I think I may need a new blade for my rotary cutter, too. It was not cutting very well on my mock ups. 

I’m worried I may not have enough to fill the space based on my number of houses. I am considering having just blank fabric hanging in between if needed to bulk the fabric use up.


Feb 19

This week, I made four sewing mock-ups to settle on a pattern and figure out how much fabric I would need.


First, I used this pattern. I unfortunately lost this sample, but I learned a lot of issues with sewing this type of fabric. I also wanted to make a bigger version to see if that made things easier.





Next, I made the no-seam version of the pattern twice as big.
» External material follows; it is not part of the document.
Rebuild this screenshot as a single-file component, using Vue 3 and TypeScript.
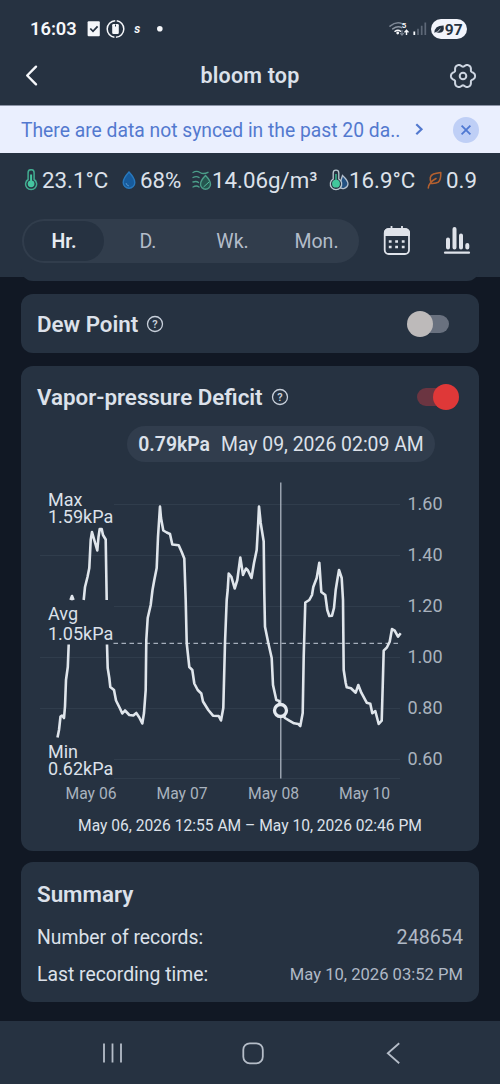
<script setup lang="ts">
import { computed, ref } from 'vue'

const tabs = ['Hr.', 'D.', 'Wk.', 'Mon.']
const activeTab = ref('Hr.')

const grid = [
  { y: 504, x: 114, label: '1.60' },
  { y: 555, x: 40, label: '1.40' },
  { y: 606, x: 114, label: '1.20' },
  { y: 657, x: 40, label: '1.00' },
  { y: 708, x: 40, label: '0.80' },
  { y: 759, x: 114, label: '0.60' },
]
const days = [
  { x: 91, label: 'May 06' },
  { x: 182, label: 'May 07' },
  { x: 273.5, label: 'May 08' },
  { x: 364.5, label: 'May 10' },
]
const series: number[][][] = [
  [[57.5, 737.5], [59, 730], [60.5, 716.5], [62, 715.5], [64, 718], [65, 706.5], [66, 680], [67.8, 667], [68.7, 644.5]],
  [[70.5, 600], [72, 596], [73.5, 600]],
  [[83.7, 600], [85, 587], [87.5, 577], [89.3, 568], [90.7, 540], [92, 532], [94.7, 541.5], [97.3, 550.5], [98.5, 537], [99.7, 529], [101.7, 529], [103, 535], [105.7, 539.5], [106.7, 600]],
  [
    [107, 644.5], [107.7, 668], [109.3, 678], [110.3, 687], [114, 690], [116, 700.5], [120, 708.5], [122.3, 713.5], [125, 710.5], [129.3, 715], [133.3, 715.5], [136.3, 713], [139.3, 717.5], [142.3, 723.5], [144, 713], [145.7, 690], [146.3, 640], [147.7, 618], [150.7, 605], [152.5, 590],
    [154.3, 580], [156.7, 568], [158, 537], [159.3, 517], [160, 506.5], [161, 518], [163.3, 530.5], [166.7, 532.5], [170, 534], [172.3, 544.5], [178.7, 545.3], [181.7, 552], [184.3, 558.5], [185.7, 600],
    [186.7, 643], [189.3, 667], [192.3, 670], [194.3, 683.5], [197.7, 690], [201.3, 693.5], [203, 701.5], [208.3, 710], [213, 715.7], [218.7, 716], [221, 720.5], [223.3, 708], [225, 643], [226.7, 600],
    [227.7, 590], [228.7, 573.5], [231.3, 576.7], [234.7, 588.5], [237.3, 580], [240.3, 557.5], [243, 575], [246, 568.5], [248, 570.5], [251.5, 578], [254, 563], [256.7, 550], [258, 526.7], [259, 506.5], [260.7, 523], [263.7, 541.5], [264.3, 593],
    [265, 626.7], [268.3, 643], [271.7, 658], [273, 685], [276.3, 700], [279.3, 701], [280.5, 710], [285, 718], [289.3, 720.7], [294, 723.3], [298.3, 724], [300.3, 726], [302.7, 713], [303.7, 657], [305.3, 602.5], [309.3, 600], [312, 595], [313.3, 587], [316.7, 578], [319.3, 562.7],
    [321.3, 592], [325.3, 595], [327.3, 610], [329.3, 616], [332, 615.7], [334, 608], [335.7, 590], [337.3, 580], [339, 570], [341.7, 578], [343, 600],
    [343.7, 670], [345.7, 683], [346.7, 687.3], [351, 688.3], [355.7, 692.7], [358.3, 685], [361.3, 692.7], [366.7, 702.7], [370.3, 703.7], [372.3, 713.3], [375.3, 711], [378.7, 724], [381.7, 720.7], [382.7, 686.7], [383.7, 650.7], [387, 647.3], [389.7, 641.7], [392, 629], [394.7, 630.7], [398, 636.7], [400.7, 633.3],
  ],
]
const linePath = computed(() =>
  series.map((part) => 'M' + part.map((p) => p.join(' ')).join('L')).join(''),
)

// Six-lobed cog outline
const gearPath = 'M' + Array.from({ length: 120 }, (_, i) => {
  const t = (i * Math.PI) / 60
  const r = 10.9 + 1.35 * Math.cos(6 * t) - 0.2 * Math.cos(12 * t)
  return `${(r * Math.cos(t)).toFixed(2)} ${(r * Math.sin(t)).toFixed(2)}`
}).join('L') + 'Z'
</script>

<template>
  <div class="screen">
    <header class="top">
      <div class="status">
        <span class="clock">16:03</span>
        <svg class="status-left" width="80" height="22" viewBox="85 18 80 22">
          <rect x="87.6" y="21.3" width="12.2" height="15" rx="1" fill="#f5f7fa" />
          <path d="M90.3 28.5l2.7 2.8 4.6-5" fill="none" stroke="#263241" stroke-width="1.8" />
          <circle cx="115.5" cy="29" r="8.3" fill="none" stroke="#f5f7fa" stroke-width="1.5" stroke-dasharray="24.5 1.57" stroke-dashoffset="12" />
          <rect x="112.2" y="24" width="6.6" height="10" rx="1.2" fill="#f5f7fa" />
          <path d="M115.5 24.5v2" stroke="#263241" stroke-width="1" />
          <text x="134.2" y="32.7" class="s-mark">s</text>
          <circle cx="159.8" cy="28.8" r="2.8" fill="#f5f7fa" />
        </svg>
        <svg class="status-right" width="80" height="22" viewBox="388 18 80 22">
          <g fill="none" stroke-linecap="round" stroke-width="1.5">
            <path d="M390 26.2q6-5 12 -2.600" stroke="#7d8795" />
            <path d="M392.7 28.9q5-3.600 9-1.200" stroke="#8d96a3" />
            <path d="M395 31.3q3-2.2 5.500 0" stroke="#f5f7fa" />
          </g>
          <circle cx="397.7" cy="33" r="1.4" fill="#f5f7fa" />
          <text x="401.8" y="28.2" class="wifi-gen">5</text>
          <path d="M402 30v5m-1.8-1.8l1.8 2 1.8-2" fill="none" stroke="#7d8795" stroke-width="1.1" />
          <path d="M406.5 35v-4.6m-2 2l2-2.2 2 2.2" fill="none" stroke="#f5f7fa" stroke-width="1.4" />
          <path d="M414.3 31.5v3.5" stroke="#f5f7fa" stroke-width="1.8" />
          <path d="M418 28.8V35M421.7 25.7V35M425.3 22.5V35" stroke="#5d6877" stroke-width="1.7" />
          <rect x="431" y="19" width="36" height="20" rx="10" fill="#f2f4fb" />
          <path d="M434.3 33q.2-7.5 9.3-7.4 1.3 7.4-4.3 7.2-2.2-.3-5 .2z" fill="#263241" />
          <path d="M434 33.3q3.8-.7 6.4-4.3" fill="none" stroke="#f2f4fb" stroke-width=".9" />
          <text x="444.8" y="34.6" class="battery">97</text>
        </svg>
      </div>
      <div class="title-bar">
        <svg width="16" height="24" viewBox="0 0 16 24"><path d="M12 2.700L3.2 11.500 12 20.300" fill="none" stroke="#f5f7fa" stroke-width="2.4" stroke-linejoin="round" stroke-linecap="round" /></svg>
        <h1>bloom top</h1>
        <svg width="28" height="28" viewBox="-14 -14 28 28">
          <g fill="none" stroke="#cdd5e1" stroke-width="2" stroke-linejoin="round">
            <path :d="gearPath" />
            <circle r="3.300" />
          </g>
        </svg>
      </div>
    </header>

    <div class="banner">
      <span class="banner-text">There are data not synced in the past 20 da..</span>
      <svg class="banner-arrow" width="12" height="16" viewBox="0 0 12 16"><path d="M3.300 2.300l5.2 5L3.300 12.300" fill="none" stroke="#5379cf" stroke-width="2.200" /></svg>
      <button class="close"><svg width="26" height="26" viewBox="0 0 26 26"><path d="M8.6 8.6l8.8 8.8M17.4 8.6l-8.8 8.8" stroke="#4f78d2" stroke-width="1.8" /></svg></button>
    </div>

    <section class="controls">
      <div class="metrics">
        <svg width="16" height="22" viewBox="23 168.500 16 22">
          <path d="M28.1 179v-6.8a3 3 0 0 1 6 0v6.8a5.5 5.5 0 1 1-6 0z" fill="#263241" stroke="#42ac91" stroke-width="1.5" />
          <path d="M31.1 174v8" stroke="#45c5a0" stroke-width="2" /><circle cx="31.1" cy="183.3" r="3.4" fill="#45c5a0" />
        </svg>
        <span class="m1">23.1°C</span>
        <svg class="i2" width="14" height="20" viewBox="122 169 14 20"><path d="M129 171q5.8 6.2 5.8 10.5a5.8 5.8 0 0 1-11.6 0Q123.200 177.200 129 171z" fill="#175b9c" stroke="#2778bd" stroke-width="1.4" /><path d="M126 182q.5 2.600 3 3" fill="none" stroke="#5797ce" stroke-width=".9" /></svg>
        <span class="m2">68%</span>
        <svg class="i3" width="20" height="22" viewBox="192 168 20 22">
          <g fill="none" stroke="#4b9d89" stroke-width="1.4" stroke-linecap="round">
            <path d="M193 171.500q3.500-2.200 7 0t8-.2M193 176.500q3.500-1.800 6 0M193 181q3.500-1.200 5.500 .5M193 186q3.500-2 6 0" />
            <path d="M205.500 174.500q5 5 5 8.800a5 5 0 0 1-10 0q0-3.800 5-8.800z" fill="#24554f" />
          </g>
          <path d="M203.500 186l5.500-5" stroke="#53bea0" stroke-width="1" />
        </svg>
        <span class="m3">14.06g/m³</span>
        <svg class="i4" width="20" height="22" viewBox="329 168 20 22">
          <path d="M342.500 174.500q5.500 5 5.500 8.500a5 5 0 0 1-9 2.500z" fill="#235181" stroke="#b3bfcd" stroke-width="1.300" />
          <path d="M333.200 178v-6a2.800 2.800 0 0 1 5.600 0v6a5.700 5.700 0 1 1-5.600 0z" fill="#263241" stroke="#b9c7cf" stroke-width="1.300" />
          <path d="M336 173v9" stroke="#35ad87" stroke-width="1.600" /><circle cx="336" cy="182.700" r="3.900" fill="#42c89c" />
        </svg>
        <span class="m4">16.9°C</span>
        <svg class="i5" width="16" height="20" viewBox="428.500 169 16 20"><path d="M432.800 182.500q-3-7.500 2.200-9.500 2.500-.8 7.300-1.500.2 7.500-2.500 9.700-2 1.500-7 1.300zM429.800 187q.3-5.500 7.700-9.500" fill="none" stroke="#b4602f" stroke-width="1.600" stroke-linecap="round" stroke-linejoin="round" /></svg>
        <span class="m5">0.9</span>
      </div>
      <div class="range">
        <div class="tabs">
          <button v-for="tab in tabs" :key="tab" :class="{ active: tab === activeTab }" @click="activeTab = tab">{{ tab }}</button>
        </div>
        <svg class="calendar" width="28" height="30" viewBox="383 226 28 30">
          <rect x="384.700" y="229" width="24.300" height="25" rx="4" fill="none" stroke="#dfe3ea" stroke-width="1.800" />
          <path d="M384 236v-3q0-4.500 4.500-4.500h17q4.500 0 4.500 4.500v3z" fill="#dfe3ea" />
          <path d="M391.500 226v4M402 226v4" stroke="#dfe3ea" stroke-width="1.800" />
          <path d="M388.800 241.500h2.800m3.600 0h2.800m3.800 0h2.800M388.800 247h2.800m3.600 0h2.800m3.800 0h2.800" stroke="#dfe3ea" stroke-width="2.600" />
        </svg>
        <svg class="bars" width="28" height="30" viewBox="443 226 28 30">
          <path d="M448 239.500v8M454.500 229v18.500M461 235.500v12M467.300 245v2.500" stroke="#dfe3ea" stroke-width="4" stroke-linecap="round" />
          <path d="M445 252.700h24" stroke="#dfe3ea" stroke-width="2.200" stroke-linecap="round" />
        </svg>
      </div>
    </section>

    <main>
      <div class="peek"></div>
      <section class="card dew">
        <h2>Dew Point</h2>
        <svg class="help" width="18" height="18" viewBox="0 0 18 18"><circle cx="9" cy="9" r="7.500" /><text x="9" y="13">?</text></svg>
        <span class="switch"><i></i></span>
      </section>

      <section class="card vpd">
        <div class="card-head">
          <h2>Vapor-pressure Deficit</h2>
          <svg class="help" width="18" height="18" viewBox="0 0 18 18"><circle cx="9" cy="9" r="7.500" /><text x="9" y="13">?</text></svg>
          <span class="switch on"><i></i></span>
        </div>
        <div class="reading"><b>0.79kPa</b><span>May 09, 2026 02:09 AM</span></div>
        <svg class="chart" width="458" height="370" viewBox="21 476 458 370">
          <g v-for="g in grid" :key="g.label">
            <path :d="`M${g.x} ${g.y + 0.5}H400`" class="grid-line" />
            <text x="407.500" :y="g.y + 5.800" class="y-label">{{ g.label }}</text>
          </g>
          <path d="M114 778.500H400" class="grid-line" />
          <path d="M113.500 643.300H401" class="avg-line" />
          <path d="M280.800 482.500V778.500" class="cursor" />
          <path :d="linePath" class="series" />
          <circle cx="280.500" cy="710.500" r="6" class="marker" />
          <g class="stat">
            <text x="48" y="505.700">Max</text><text x="48" y="522.800">1.59kPa</text>
            <text x="48" y="620">Avg</text><text x="48" y="639.500">1.05kPa</text>
            <text x="48" y="757.700">Min</text><text x="48" y="774.800">0.62kPa</text>
          </g>
          <text v-for="d in days" :key="d.label" :x="d.x" y="798.500" class="x-label">{{ d.label }}</text>
          <text x="250" y="830.800" class="span-label">May 06, 2026 12:55 AM – May 10, 2026 02:46 PM</text>
        </svg>
      </section>

      <section class="card summary">
        <h2>Summary</h2>
        <div class="row"><span>Number of records:</span><span class="count">248654</span></div>
        <div class="row"><span>Last recording time:</span><span class="time">May 10, 2026 03:52 PM</span></div>
      </section>
    </main>

    <nav>
      <svg width="24" height="24" viewBox="0 0 24 24"><path d="M4 2.500v19M12.500 2.500v19M21 2.500v19" /></svg>
      <svg width="24" height="24" viewBox="0 0 24 24"><rect x="2.300" y="2.300" width="19.500" height="20" rx="6.500" /></svg>
      <svg width="24" height="24" viewBox="0 0 24 24"><path d="M18.200 2.300L6.800 12.300l11.400 10" /></svg>
    </nav>
  </div>
</template>

<style>
body { margin: 0; background: #111824; }
</style>

<style scoped>
* { box-sizing: border-box; }
.screen { width: 500px; height: 1084px; display: flex; flex-direction: column; overflow: hidden; background: #111824; color: #dce1ea; font-family: Roboto, sans-serif; }
svg { display: block; flex: none; }
h1, h2 { margin: 0; font-weight: 600; }
button { border: 0; padding: 0; background: none; font: inherit; color: inherit; }
.top { height: 105px; background: #263241; }
.status { height: 57px; display: flex; align-items: center; padding: 0 32px 0 30px; }
.clock { width: 55px; font: 600 18.300px/22px Roboto, sans-serif; color: #f5f7fa; }
.status-left { margin-right: auto; }
.s-mark { font: italic 700 12px Roboto, sans-serif; fill: #f5f7fa; }
.wifi-gen { font: 700 8px Roboto, sans-serif; fill: #f5f7fa; }
.battery { font: 700 15.500px Roboto, sans-serif; fill: #263241; }
.title-bar { height: 38px; display: flex; align-items: center; justify-content: space-between; padding: 0 23px 0 24px; }
h1 { font-size: 21.500px; line-height: 28px; letter-spacing: .2px; padding-left: 11px; }
.banner { height: 48px; display: flex; align-items: center; padding-left: 21px; background: #eaeffe; border-top: 1px solid #8c94a6; color: #5379cf; }
.banner-text { width: 392px; white-space: nowrap; font-size: 19.300px; padding-top: 1px; }
.close { width: 26px; height: 26px; border-radius: 50%; background: #bfcff6; margin-left: 28px; }
.controls { height: 124px; background: #263241; }
.metrics { height: 53px; display: flex; align-items: center; padding-left: 23px; font-size: 22.300px; white-space: nowrap; }
.metrics span { flex: none; }
.i5 { margin-left: -1px; }
.m1 { width: 80px; margin-left: 3px; }
.m2 { width: 52px; margin-left: 4px; }
.m3 { width: 117px; }
.m4 { width: 79px; }
.m5 { margin-left: 3px; }
.range { display: flex; align-items: center; padding: 13px 0 0 22px; }
.tabs { width: 337px; height: 44px; border-radius: 22px; background: #313d4c; padding: 2px; display: grid; grid-template-columns: 80px 88px 81px 87px; }
.tabs button { color: #b3bcc9; font-size: 19.500px; border-radius: 20px; }
.tabs .active { background: #263241; color: #e7ebf1; font-weight: 600; }
.calendar { margin-left: 24px; }
.bars { margin-left: 32px; }
main { flex: 1; padding: 0 21px; }
.peek { height: 16px; margin-top: -12px; background: #263241; border-radius: 0 0 12px 12px; margin-bottom: 13px; }
.card { background: #263241; border-radius: 12px; }
h2 { font-size: 22.350px; line-height: 28px; white-space: nowrap; }
.dew { height: 59px; display: flex; align-items: center; padding: 1px 16px 0; margin-bottom: 13px; }
.help { margin-left: 8px; }
.help circle { fill: none; stroke: #c8d0db; stroke-width: 1.300; }
.help text { font: 600 11px Roboto, sans-serif; fill: #c8d0db; text-anchor: middle; }
.switch { position: relative; width: 42px; height: 26px; margin-left: auto; margin-right: 14px; display: flex; }
.switch::before { content: ''; position: absolute; right: 0; top: 4px; width: 34px; height: 18px; border-radius: 9px; background: #69717f; }
.switch i { position: relative; width: 26px; height: 26px; border-radius: 50%; background: #bdbaba; }
.switch.on { margin-right: 4px; justify-content: flex-end; }
.switch.on::before { right: auto; left: 0; background: #6b3541; }
.switch.on i { background: #df3838; }
.vpd { height: 485px; margin-bottom: 11px; }
.card-head { height: 60px; padding: 2px 16px 0; display: flex; align-items: center; }
.reading { width: 308px; height: 36px; margin-left: 106px; border-radius: 18px; background: #313d4d; display: flex; align-items: center; justify-content: center; gap: 11px; font-size: 19.400px; white-space: nowrap; }
.reading b { font-weight: 600; }
.chart { margin-top: 14px; }
.grid-line { stroke: #303d4c; stroke-width: 1; }
.avg-line { fill: none; stroke: #a5aebb; stroke-width: 1.200; stroke-dasharray: 4.500 3.500; }
.cursor { stroke: #b7bfca; stroke-width: 1.200; }
.series { fill: none; stroke: #dfe5eb; stroke-width: 2.600; stroke-linejoin: round; }
.marker { fill: #263241; stroke: #e4e9ef; stroke-width: 3.300; }
.y-label { font-size: 18px; fill: #a9b2be; }
.x-label { font-size: 15.700px; fill: #a9b2be; text-anchor: middle; }
.stat { font-size: 18px; fill: #dce1ea; }
.span-label { font-size: 15.600px; fill: #dce1ea; text-anchor: middle; }
.summary { height: 140px; padding: 18px 16px 0; }
.row { display: flex; align-items: center; justify-content: space-between; height: 37px; font-size: 19.350px; }
h2 + .row { margin-top: 11px; }
.count { color: #b0b9c6; font-size: 19.700px; }
.time { color: #b0b9c6; font-size: 16.600px; }
nav { height: 63px; background: #263241; display: flex; justify-content: space-between; padding: 20px 95px 0 100px; }
nav svg { fill: none; stroke: #b5bdc8; stroke-width: 1.800; }
</style>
I used a flat-felled seam so there wouldn’t be a raw side. I thought I would like this better, but I found it really difficult to make straight lines and I actually liked the raw side more. I also realized with this version that the lines look strange without color.



Then, I decided to try just stitching the house shape. This was surprisingly hard to do, and it looks a little cartoony. It would be a good back up, but I don’t like it as much.


Finally, I modified the original pattern to have no door and instead be a narrower house exterior. My cutting tool was struggling at this point, so it is messier than I would like, but the pattern works. I would make sure to line everything up better on the final project.



This is the sample that I landed on. I want to make it about twice as big for the final project. My resident engineer helped me convert all the sizes to find how much fabric I will need to make them all about 24” in width. This will also make it so fewer houses will take up more area. I will sew them together vertically and I might clean up the sides once finished. I actually like having the insides have raw edges because I think it contributes to the concept.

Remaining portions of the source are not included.